Die Organisation einer Nan-kuan Musikakademie ist alles andere als locker. Studium und Aufführung von Nan-kuan Musik war ehemals eine Angelegenheit der örtlichen Bourgeoisie, wobei nicht nur die soziale Stellung, sondern auch eine moralische Gesinnung für den Zutritt zu einem Konservatorium maßgebend waren. In der Vergangenheit hatten Nan-kuan Musiker Amateurstatus inne und waren gleichzeitig als Kaufleute oder Händler oft Gilden oder Vereinigungen angeschlossen. Traditionell wird jährlich zehn Studenten der Eintritt in ein Konservatorium gestattet, von den fünf an Instrumenten und fünf gesanglich ausgebildet werden. Die Mitglieder des Konservatoriums sind bekannt als Lang Chün Tzu Ti (郎君子弟)oder "Jünger des Lang Chün." Lang Chün ist ein anderer Name für Meng Ch'ang (孟昶), der Schutzheilige der Nan-kuan Musik. Er war der zweite Herrscher der kurzlebigen Späteren Chou Dynastie (934-965), zu Ende der chaotischen Zeit der Fünf Dynastien (907-970), welche der T'ang Dynastie folgten. Er war ferner ein ausgezeichneter Essayist und Balladenschreiber, wofür man ihn zweifellos heute mit Nankuan in Verbindung bringt.

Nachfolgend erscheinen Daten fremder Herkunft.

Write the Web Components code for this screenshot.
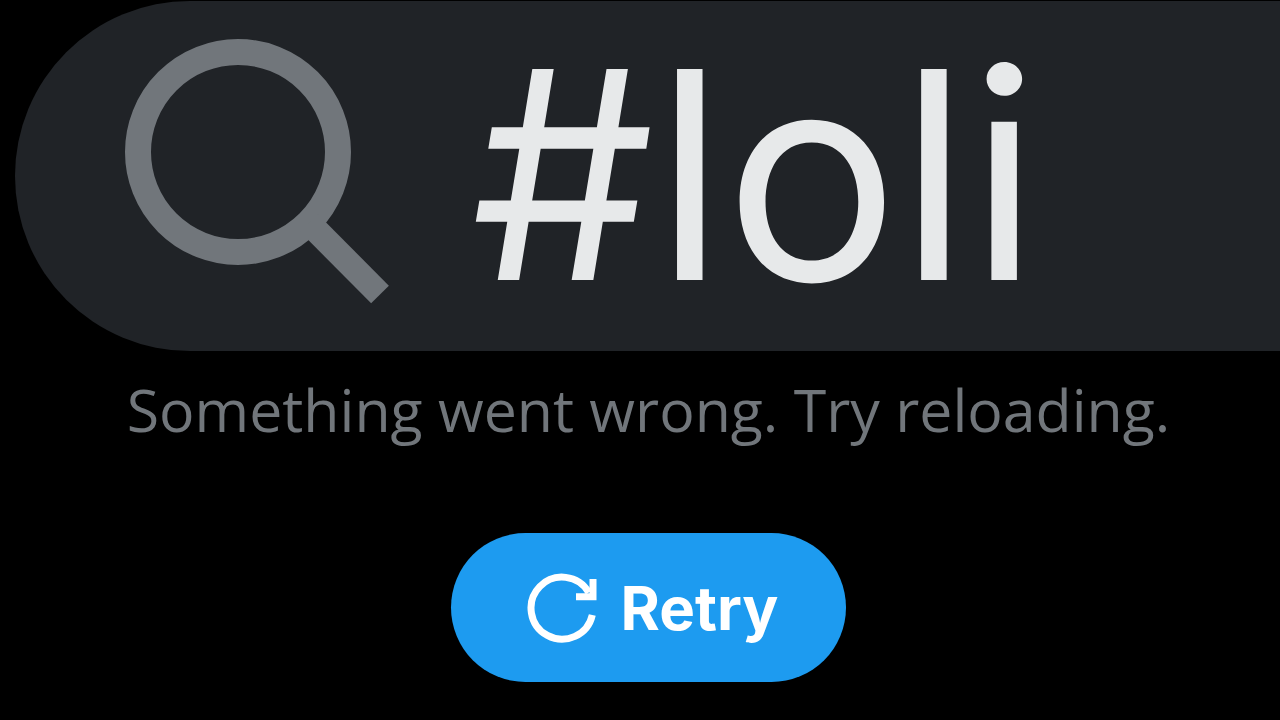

Der zentrale Innenhof des Ssu Tien Wu Tempels gibt den geeigneten Rahmen, um Nan-kuan Musik aufzuführen.
Zweimal jährlich, im Frühjahr und im Herbst wird Meng Ch'ang von sämtlichen Konservatorien gehuldigt. Die Vorbereitungen für diese Feierlichkeiten beanspruchen einen Monat. Einladungen werden an Musiker anderer Konservatorien verschickt, sodaß diese gemeinsam mit Gleichgesinnten an den Festlichkeiten teilnehmen können. Am Tag der Veranstaltung liegt der eigentliche Schwerpunkt auf einem dreistündigen Nachmittagsgottesdienst. Die komplexe Zeremonie verlangt 36 verschiedene Opfergaben, wie beispielsweise Blumen, süße Reisklöße, Früchte und besonders zubereitete Kuchen. Im Anschluß an den Gottesdienst findet - typisch chinesisch - ein Bankett statt und höchst wahrscheinlich auch ein die ganze Nacht währendes Nan-kuan Konzert, welches dem Zuhörer versichert, daß ein seltenes klassisches Relikt ein weiteres Jahr überlebt hat.